Before I went on this trip, I had a specific career path in mind but now that I’m back, I’m finding myself more and more drawn to non-profit work so that I can continue work with these children in some small manner.  But let me tell you, getting a job with an established NGO is a lot harder said than done (i.e. the red cross, Unicef).  Anyways, my dream is to one day be able to start up an organization of my own that would work specifically to help orphanages in third world countries.  In Vietnam, the orphans get about 20cents (US) a day for their 3 meals and so many of those orphanages are running out of money for that.  So as you can see a little bit of charitable donation can go a long ways.  I’d like to be able to get something started, if anyone has any ideas out there or would like to help, please let me know!

And on another note, I’ve started putting up some australia pictures…better late than never!  This round of pictures contains the very few pictures I took in Brisbane and Melbourne and some of the pictures I took at the Lone Pine Sanctuary. 

I flew from Saigon to Melbourne and I was SO sick from some strange asian strain of something or other. I was cycling between raging fever and chills to a cold sweat ever couple of hours.  In addition, getting to a first-world country was a mixture of relaxation and sadness.  It was very comforting to be back around all of life’s comforts that I was used to but at the same time I wasn’t ready to leave Vietnam and working with all the little munchkins was so rewarding.  So to go from that to vacation mode was a bit difficult.  …So I cuddled koalas instead. ;)  

Once I was healthy again though, the sights and animals of Australia were distracting enough and I really enjoyed my time there.  I definitely needed another month (AT LEAST) there to really get a feel for the place, I feel like I missed out on so much!  The dive trip was definitely the highlight though and made Australia hard to leave in a different way.   Enjoy the pictures!

 

New Photos December 4, 2007

Filed under: Uncategorized — jess12 @ 2:22 am

So after a long hiatus, I have finally posted a few new pictures.  I just added a few of the last Vietnam pictures and tomorrow I’ll start on the Australia round. 
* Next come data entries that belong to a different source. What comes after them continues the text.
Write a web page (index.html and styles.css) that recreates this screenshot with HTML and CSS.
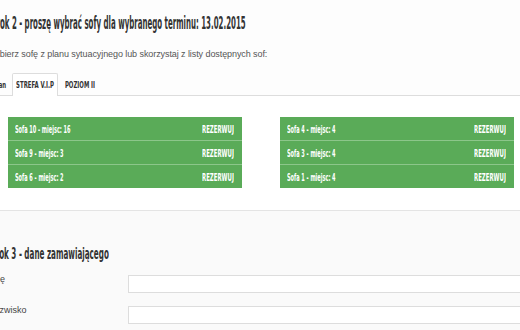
FILE: index.html
```html
<!DOCTYPE html>
<html lang="pl">
<head>
<meta charset="utf-8">
<link rel="stylesheet" href="styles.css">
</head>
<body>
<div class="page">
  <section class="step">
    <h2 class="step-title"><span class="cond">Krok 2 - proszę wybrać sofy dla wybranego terminu: 13.02.2015</span></h2>
    <p class="intro">Wybierz sofę z planu sytuacyjnego lub skorzystaj z listy dostępnych sof:</p>
    <ul class="tabs">
      <li class="tab tab-plan"><span class="cond">Plan</span></li>
      <li class="tab tab-vip active"><span class="cond">STREFA V.I.P</span></li>
      <li class="tab tab-level"><span class="cond">POZIOM II</span></li>
    </ul>
    <div class="tab-panel">
      <ul class="sofa-list">
        <li class="sofa"><span class="cond">Sofa 10 - miejsc: 16</span><span class="cond right">REZERWUJ</span></li>
        <li class="sofa"><span class="cond">Sofa 9 - miejsc: 3</span><span class="cond right">REZERWUJ</span></li>
        <li class="sofa"><span class="cond">Sofa 6 - miejsc: 2</span><span class="cond right">REZERWUJ</span></li>
      </ul>
      <ul class="sofa-list">
        <li class="sofa"><span class="cond">Sofa 4 - miejsc: 4</span><span class="cond right">REZERWUJ</span></li>
        <li class="sofa"><span class="cond">Sofa 3 - miejsc: 4</span><span class="cond right">REZERWUJ</span></li>
        <li class="sofa"><span class="cond">Sofa 1 - miejsc: 4</span><span class="cond right">REZERWUJ</span></li>
      </ul>
    </div>
  </section>
  <section class="step step-form">
    <h3 class="step-title small"><span class="cond">Krok 3 - dane zamawiającego</span></h3>
    <div class="form-row"><label class="label">Imię</label><input class="input" type="text"></div>
    <div class="form-row"><label class="label">Nazwisko</label><input class="input" type="text"></div>
  </section>
</div>
</body>
</html>
```
FILE: styles.css
```css
html, body {
  margin: 0;
  padding: 0;
  background: #fdfdfd;
  overflow: hidden;
}
.page {
  width: 520px;
  height: 330px;
  overflow: hidden;
}
.cond {
  display: inline-block;
  transform-origin: 0 50%;
  white-space: nowrap;
}
.step-title {
  font-family: "DejaVu Sans Condensed", "DejaVu Sans", sans-serif;
  font-weight: 700;
  font-size: 17px;
  color: #333;
  margin: 0 0 0 -9px;
  padding-top: 12px;
  line-height: 22px;
  white-space: nowrap;
}
.step-title .cond {
  transform: scaleX(0.46);
}
.intro {
  font-family: "Liberation Sans", Arial, sans-serif;
  font-size: 9px;
  letter-spacing: -0.08px;
  color: #555;
  margin: 14px 0 0 -13px;
  line-height: 12px;
  white-space: nowrap;
}
.tabs {
  list-style: none;
  margin: 13px 0 0 -12px;
  padding: 0;
  display: flex;
  border-bottom: 1px solid #ddd;
  height: 22px;
}
.tab {
  font-family: "DejaVu Sans Condensed", "DejaVu Sans", sans-serif;
  font-weight: 700;
  font-size: 9.5px;
  color: #333;
  line-height: 22px;
  height: 22px;
  border: 1px solid transparent;
  border-bottom: none;
  box-sizing: border-box;
  display: flex;
  justify-content: center;
  overflow: visible;
}
.tab .cond {
  transform: scaleX(0.63);
  transform-origin: 50% 50%;
}
.tab-plan { width: 24px; }
.tab-vip { width: 46px; }
.tab-level { width: 43px; }
.tab.active {
  background: #fff;
  border-color: #ddd;
  border-radius: 2px 2px 0 0;
  height: 23px;
}
.tab-panel {
  background: #fff;
  display: grid;
  grid-template-columns: 234px 234px;
  column-gap: 38px;
  padding: 21px 0 22px 8px;
  border-bottom: 1px solid #e4e4e4;
}
.sofa-list {
  list-style: none;
  margin: 0;
  padding: 0;
  background: #5aab58;
}
.sofa {
  display: flex;
  justify-content: space-between;
  align-items: center;
  height: 23px;
  padding: 0 8px 0 7px;
  border-top: 1px solid #8cc68a;
  font-family: "DejaVu Sans Condensed", "DejaVu Sans", sans-serif;
  font-weight: 700;
  font-size: 10.5px;
  color: #fff;
}
.sofa .cond {
  transform: scaleX(0.53);
}
.sofa .cond.right {
  transform: scaleX(0.57);
  transform-origin: 100% 50%;
}
.sofa:first-child {
  border-top: none;
}
.step-form {
  background: #fafafa;
  padding-top: 22px;
  height: 200px;
}
.step-title.small {
  font-size: 16px;
  padding-top: 10px;
  margin-left: -10px;
}
.step-title.small .cond {
  transform: scaleX(0.5);
}
.form-row {
  display: flex;
  align-items: center;
  margin: 10px 0 0 -12px;
}
.form-row + .form-row {
  margin-top: 13px;
}
.label {
  flex: none;
  width: 140px;
  font-family: "Liberation Sans", Arial, sans-serif;
  font-size: 9px;
  color: #444;
  margin-top: -10px;
}
.input {
  flex: none;
  width: 420px;
  height: 18px;
  box-sizing: border-box;
  border: 1px solid #ddd;
  background: #fff;
  padding: 0;
  margin: 0;
}
```
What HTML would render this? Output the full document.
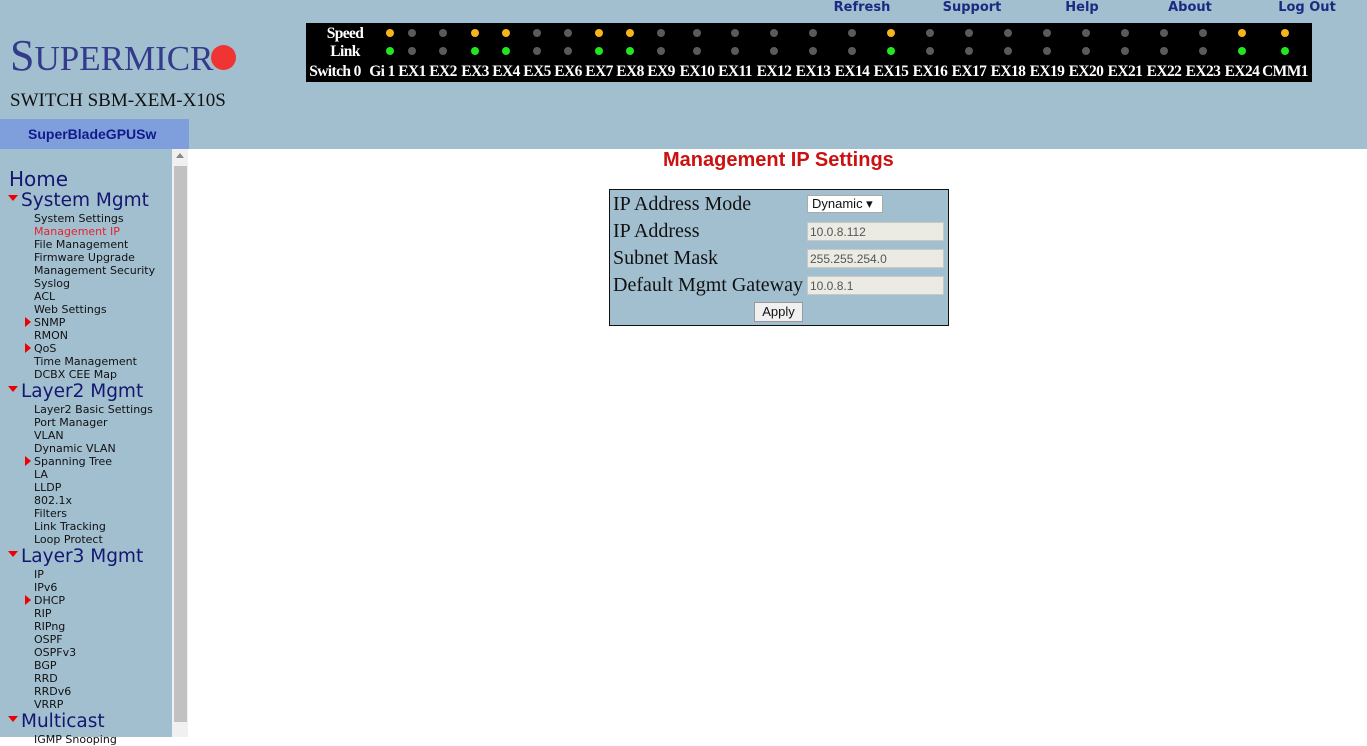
<!DOCTYPE html>
<html><head><meta charset="utf-8"><style>
body{margin:0;width:1367px;height:737px;overflow:hidden;background:#fff;position:relative;font-family:"Liberation Sans",sans-serif}
.a{position:absolute}
#top{left:0;top:0;width:1367px;height:149px;background:#a2bfd0}
#side{left:0;top:149px;width:172px;height:588px;background:#a2bfd0}
#track{left:172px;top:149px;width:16px;height:588px;background:#f0f0f0}
#thumb{left:174px;top:166px;width:13px;height:556px;background:#c1c1c1}
.lnk{top:0;font:bold 13px "DejaVu Sans",sans-serif;color:#1b2a80;transform:translateX(-50%);white-space:nowrap}
#led{left:306px;top:23px;width:1006px;height:59px;background:#000}
.d{width:8px;height:8px;border-radius:50%;margin:-4px 0 0 -4px;background:#5a5a5a}
.o{background:#f9b41a}.g{background:#1ee81e}
.lb{font:bold 15.5px "Liberation Serif",serif;letter-spacing:-0.6px;color:#fff;transform:translateX(-50%);white-space:nowrap;top:63px}
.m{font-family:"DejaVu Sans",sans-serif;white-space:nowrap;color:#111}
.it{left:34px;font-size:11px;line-height:13px}
.h{left:21px;font-size:18.5px;color:#15166f;line-height:22px}
.tri{width:0;height:0;border-left:5px solid transparent;border-right:5px solid transparent;border-top:6px solid #e00;left:8px}
.rt{width:0;height:0;border-top:5px solid transparent;border-bottom:5px solid transparent;border-left:6px solid #e00;left:25px}
.fl{font:20px "Liberation Serif",serif;color:#111;left:613px}
.in{left:807px;width:137px;height:19px;background:#ebebe4;border:1px solid #c8c8c8;font:12px "Liberation Sans",sans-serif;color:#555;line-height:18px;padding-left:2px;box-sizing:border-box}
</style></head><body>
<div id="top" class="a"></div>
<div id="side" class="a"></div>
<div id="track" class="a"></div>
<div id="thumb" class="a"></div>
<div class="a" style="left:176px;top:153px;width:0;height:0;border-left:4px solid transparent;border-right:4px solid transparent;border-bottom:5px solid #888"></div>

<div class="a" style="left:10px;top:31px;font:44px 'Liberation Serif',serif;color:#333b8a;line-height:50px"><span style="font-size:44px">S</span><span style="font-size:35px">UPERMICR</span></div>
<div class="a" style="left:211px;top:45px;width:25px;height:25px;border-radius:50%;background:#f03434"></div>
<div class="a" style="left:10px;top:90px;font:19px 'Liberation Serif',serif;color:#111">SWITCH SBM-XEM-X10S</div>
<div class="a" style="left:0;top:119px;width:189px;height:30px;background:#7f9fdc"></div>
<div class="a" style="left:28px;top:126px;font:bold 14px 'Liberation Sans',sans-serif;color:#121a8a">SuperBladeGPUSw</div>

<div class="a lnk" style="left:862px">Refresh</div>
<div class="a lnk" style="left:972px">Support</div>
<div class="a lnk" style="left:1082px">Help</div>
<div class="a lnk" style="left:1190px">About</div>
<div class="a lnk" style="left:1307px">Log Out</div>

<div id="led" class="a"></div>
<div class="a lb" style="left:345px;top:25px">Speed</div>
<div class="a lb" style="left:345px;top:43px">Link</div>
<div id="leds"></div>
<script>
var xs=[390,412,443,475,506,537,568,599,630,661,697,735,774,813,852,891,930,969,1008,1047,1086,1125,1164,1203,1242,1285];
var nm=["Gi 1"];for(var i=1;i<=24;i++)nm.push("EX"+i);nm.push("CMM1");
var on={0:1,3:1,4:1,7:1,8:1,15:1,24:1,25:1};
var h='<div class="a lb" style="left:335px">Switch 0</div>';
xs.forEach(function(x,i){
 h+='<div class="a d '+(on[i]?'o':'')+'" style="left:'+x+'px;top:33px"></div>';
 h+='<div class="a d '+(on[i]?'g':'')+'" style="left:'+x+'px;top:51px"></div>';
 var lx=x;if(i==0)lx=382;
 h+='<div class="a lb" style="left:'+lx+'px">'+nm[i]+'</div>';
});
document.getElementById('leds').innerHTML=h;
</script>

<div class="a m" style="left:9px;top:167px;font-size:20px;color:#15166f">Home</div>
<div class="a tri" style="top:195px"></div><div class="a m h" style="top:190px">System Mgmt</div>
<div class="a m it" style="top:212px">System Settings<br><span style="color:#e8202a">Management IP</span><br>File Management<br>Firmware Upgrade<br>Management Security<br>Syslog<br>ACL<br>Web Settings<br>SNMP<br>RMON<br>QoS<br>Time Management<br>DCBX CEE Map</div>
<div class="a rt" style="top:317px"></div><div class="a rt" style="top:343px"></div>
<div class="a tri" style="top:386px"></div><div class="a m h" style="top:381px">Layer2 Mgmt</div>
<div class="a m it" style="top:403px">Layer2 Basic Settings<br>Port Manager<br>VLAN<br>Dynamic VLAN<br>Spanning Tree<br>LA<br>LLDP<br>802.1x<br>Filters<br>Link Tracking<br>Loop Protect</div>
<div class="a rt" style="top:456px"></div>
<div class="a tri" style="top:551px"></div><div class="a m h" style="top:546px">Layer3 Mgmt</div>
<div class="a m it" style="top:568px">IP<br>IPv6<br>DHCP<br>RIP<br>RIPng<br>OSPF<br>OSPFv3<br>BGP<br>RRD<br>RRDv6<br>VRRP</div>
<div class="a rt" style="top:595px"></div>
<div class="a tri" style="top:716px"></div><div class="a m h" style="top:711px">Multicast</div>
<div class="a m it" style="top:733px">IGMP Snooping</div>

<div class="a" style="left:663px;top:149px;font:bold 20px 'Liberation Sans',sans-serif;color:#cc1111">Management IP Settings</div>
<div class="a" style="left:609px;top:189px;width:340px;height:137px;background:#a2bfd0;border:1px solid #111;box-sizing:border-box"></div>
<div class="a fl" style="top:193px">IP Address Mode</div>
<div class="a fl" style="top:220px">IP Address</div>
<div class="a fl" style="top:247px">Subnet Mask</div>
<div class="a fl" style="top:274px">Default Mgmt Gateway</div>
<div class="a" style="left:807px;top:195px;width:76px;height:18px;background:#fff;border:1px solid #aaa;box-sizing:border-box;font:13px 'Liberation Sans',sans-serif;line-height:16px;padding-left:4px;color:#111">Dynamic ▾</div>
<div class="a in" style="top:222px">10.0.8.112</div>
<div class="a in" style="top:249px">255.255.254.0</div>
<div class="a in" style="top:276px">10.0.8.1</div>
<div class="a" style="left:754px;top:302px;width:49px;height:20px;background:#f0f0f0;border:1px solid #999;box-sizing:border-box;font:13px 'Liberation Sans',sans-serif;text-align:center;line-height:18px;color:#111">Apply</div>
</body></html>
My days here are filled with a lot of nothingness.  I get up in the morning (read: VERY LATE morning) and work on job applications until the boredom (and the urge to nap) overcomes me.  I think I’m going to have to start hitting the mountains or else I’m going to turn into a giant blob. 

Anyways enjoy the pictures!

 

Still here… December 3, 2007

Filed under: Uncategorized — jess12 @ 5:20 am

I’m pretty sure that the only person still reading this is my mother.  I apologize for my long absence. 

I made it home safe and sound, including a week in Denver where I realized how much I miss the US.  We all (myself, Eric, and his wife Cherine) flew back to Calgary after that, where my sister-in-law and neice paid us a little surprise visit.  Its been almost a year since I’ve seen them, so it was a nice little visit.  When munchkins are that young a year sure makes a big difference.

Anyways, due to some issues, my brother and wife’s return to Indonesia was delayed by a week so I booked a flight down to Denver to spend a few more days with them.  And as an added bonus my trip down there included Thanksgiving, thus making it my first American thanksgiving in 7 years!!  You have no idea how good that felt.  Words cannot express.

So now I’m back and looking for a job.  Any help? 

Well I’m going to try to update everything over the next week or so. …pictures and videos included. 

 

Jet Lag Hurts October 31, 2007

Filed under: Uncategorized — jess12 @ 2:10 pm

This is the worst jet lag I’ve experienced.

Waking up at 1am for the day makes for a very very exhausting day.